A spokeswoman said: 'At the beginning of 2016 contract extensions were signed with the current providers for a further three years, with an option to extend for an additional year.
'A refreshed service specification focusses on achieving outcomes for children and families, with an emphasis on working with partners from the statutory, voluntary and community sectors.
'In delivering against this specification each Children's Centre Advisory Board will determine the range and balance of activities they will provide based on local needs and engagement with local parents.'
James Joyce, who was chairman of the county council's children's services committee when the cuts were agreed, said: '£30m is a substantial amount of money to be investing in these vital local services and demonstrates our commitment to helping the people in our communities who need the most support.
'It is absolutely right that decisions about how the money is actually spent in local centres are taken locally, but our new funding approach is certainly designed to make sure it's spent where it's most needed in ways that will have the most positive outcomes, and that it's used as effectively and efficiently as possible.'
Dan Mobbs, chief executive of the Mancroft Advice Project, said it was important for the council to invest in supporting younger people, but added the reduction in spending was the result of central government cuts.

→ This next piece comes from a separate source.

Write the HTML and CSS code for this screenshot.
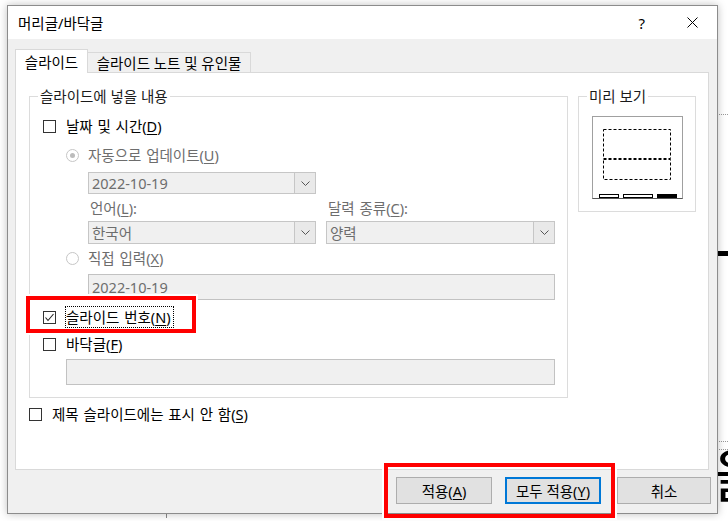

He added: 'Children centres are really well placed to support families in difficulties. If we invest money early on before the problems get worse, you can save money later. That seems like a very sensible way to invest money.
'It is a shame that we are going backwards, rather than forwards with something that has been very successful. But we are very lucky none of them have been closed.'
Former council leader George Nobbs said none of the cuts the council had agreed to make were 'ideal or acceptable', but that the government had left the authority with no choice but to make savings.
In January. experts from Oxford University concluded that mothers who had attended centres which were growing and had not been hit by cuts, had improved mental health compared to those attending centres which had experienced budget cuts and were reducing services.